Trabzonspor bu zor durumda en çok desteğe ihtiyaç duyarken, geçen sezon açık ara şampiyonlukta tribünleri tıklım tıklım dolduran taraftarı bu zor durumu umursamayarak Akyazı tribünlerinde geniş boşluklar bırakmakta.
Ve rakipleri bu sezon tribünleri doldururken Trabzonspor ezeli rekabette taraftar desteği bakımından zafiyet yaşamakta. Hiç popülizm yapmadan ifade etmek lazım; sezon başı dan beri cılız kalan taraftar desteği “Trabzonspor’un zayıf yanını” oluşturmakta.

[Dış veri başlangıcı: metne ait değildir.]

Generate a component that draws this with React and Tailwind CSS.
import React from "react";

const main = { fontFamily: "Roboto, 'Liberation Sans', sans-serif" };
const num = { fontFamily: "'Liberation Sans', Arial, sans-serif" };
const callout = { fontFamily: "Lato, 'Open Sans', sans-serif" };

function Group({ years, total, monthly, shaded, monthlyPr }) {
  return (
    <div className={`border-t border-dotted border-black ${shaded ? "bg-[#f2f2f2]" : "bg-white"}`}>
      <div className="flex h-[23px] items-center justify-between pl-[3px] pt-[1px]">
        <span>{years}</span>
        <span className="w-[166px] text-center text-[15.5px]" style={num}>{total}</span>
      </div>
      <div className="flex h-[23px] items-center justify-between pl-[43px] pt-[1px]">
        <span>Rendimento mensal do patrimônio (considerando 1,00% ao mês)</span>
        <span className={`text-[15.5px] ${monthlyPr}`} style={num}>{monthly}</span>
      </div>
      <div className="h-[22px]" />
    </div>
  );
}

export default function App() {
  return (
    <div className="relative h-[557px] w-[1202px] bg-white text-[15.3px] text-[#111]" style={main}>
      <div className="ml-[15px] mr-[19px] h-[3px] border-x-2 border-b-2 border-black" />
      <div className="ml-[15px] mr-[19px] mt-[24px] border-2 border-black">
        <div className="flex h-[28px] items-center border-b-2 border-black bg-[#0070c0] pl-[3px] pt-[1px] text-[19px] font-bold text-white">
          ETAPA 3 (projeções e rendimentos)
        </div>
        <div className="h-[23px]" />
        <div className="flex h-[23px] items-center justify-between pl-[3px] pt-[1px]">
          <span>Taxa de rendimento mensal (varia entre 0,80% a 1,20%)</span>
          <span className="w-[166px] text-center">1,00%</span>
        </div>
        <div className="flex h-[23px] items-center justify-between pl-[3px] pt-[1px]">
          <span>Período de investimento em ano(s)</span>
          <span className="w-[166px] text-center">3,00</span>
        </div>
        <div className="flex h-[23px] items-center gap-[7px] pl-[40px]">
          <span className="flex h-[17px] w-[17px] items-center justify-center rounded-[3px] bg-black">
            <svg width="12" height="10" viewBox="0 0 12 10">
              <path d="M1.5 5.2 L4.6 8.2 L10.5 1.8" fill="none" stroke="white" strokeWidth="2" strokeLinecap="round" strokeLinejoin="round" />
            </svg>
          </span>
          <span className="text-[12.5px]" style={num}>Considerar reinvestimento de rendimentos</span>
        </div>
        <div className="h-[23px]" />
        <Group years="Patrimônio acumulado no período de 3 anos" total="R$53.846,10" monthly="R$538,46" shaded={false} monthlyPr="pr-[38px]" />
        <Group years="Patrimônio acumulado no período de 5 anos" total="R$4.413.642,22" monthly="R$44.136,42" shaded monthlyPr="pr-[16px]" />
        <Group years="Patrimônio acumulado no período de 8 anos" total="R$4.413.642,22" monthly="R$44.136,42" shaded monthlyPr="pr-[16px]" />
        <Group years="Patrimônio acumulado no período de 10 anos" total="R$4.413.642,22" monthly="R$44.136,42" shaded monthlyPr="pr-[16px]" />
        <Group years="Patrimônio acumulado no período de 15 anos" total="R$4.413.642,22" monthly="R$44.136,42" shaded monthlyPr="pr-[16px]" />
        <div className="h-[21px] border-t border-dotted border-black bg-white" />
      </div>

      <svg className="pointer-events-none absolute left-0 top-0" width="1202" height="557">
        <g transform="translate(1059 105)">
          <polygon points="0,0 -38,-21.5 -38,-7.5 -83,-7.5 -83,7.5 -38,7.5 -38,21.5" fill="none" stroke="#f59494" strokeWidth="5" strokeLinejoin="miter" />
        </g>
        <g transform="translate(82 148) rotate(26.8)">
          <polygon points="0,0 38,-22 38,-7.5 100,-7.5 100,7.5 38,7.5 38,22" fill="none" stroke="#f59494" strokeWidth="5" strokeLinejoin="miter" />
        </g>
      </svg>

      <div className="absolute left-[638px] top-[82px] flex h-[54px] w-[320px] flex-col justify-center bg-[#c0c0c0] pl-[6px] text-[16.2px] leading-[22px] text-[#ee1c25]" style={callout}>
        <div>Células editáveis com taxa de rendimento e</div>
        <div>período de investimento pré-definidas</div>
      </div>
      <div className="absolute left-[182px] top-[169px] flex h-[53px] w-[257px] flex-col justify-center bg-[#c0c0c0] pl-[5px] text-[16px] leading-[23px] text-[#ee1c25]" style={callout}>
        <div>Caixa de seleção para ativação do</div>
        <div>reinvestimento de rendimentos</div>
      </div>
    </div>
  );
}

Anadolu’muzda çok güzel bir söz vardır; “tarlada izi olmayanın harmanda yüzü olmaz” diye. Trabzonspor ilerleyen haftalarda başarı gösterdiğinde bugün dudak büküp takıma yüz vermeyen taraftar o gün tribüne geldiğinde “dostunu hastalığında ve cenazesinde yalnız bırakıp, düğün ziyafetine cebinde kaşıkla giden” gibi hissedebilir.
Şüphesiz bu durum Trabzonspor sevenlerine yakışmamaktadır.
Trabzonspor taraftarı aidiyeti ve futbol kültürü gereği “takım sadece başarılı olduğunda ve şehre bir İstanbul takımı geldiğinde stadı dolduran” kalabalıklardan farkını ortaya koyma durumundadır. Yarın akşam Ferençvaroş ve haftasonu Konyaspor maçları tam da bu açıdan önem arz etmekte.
Yani “şimdi tam zamanı”.
Trabzonspor taraftarı, sürekli hayali oyucu gönderen ve transfer eden olmamalı.
Trabzonspor taraftarı sürekli teknik direktörden daha iyi takım yapmamalı(!)
Trabzonspor taraftarı özellikle “iyi gün dostu” değildir, olmamalı…
Kısaca Trabzonspor taraftarı “asıl görevini yapmalı”.
NOT: Trabzonspor T.Direktörü sayın Abdullah Avcı’nın validesi hanımefendinin uzunca bir süredir yoğun bakımda hasta olduğu bilgisi geldi. Hanımefendiye Allah cc.den şifa, A.Avcı hocaya da bir an önce sağlıkla annesine kavuşmayı niyaz ederiz.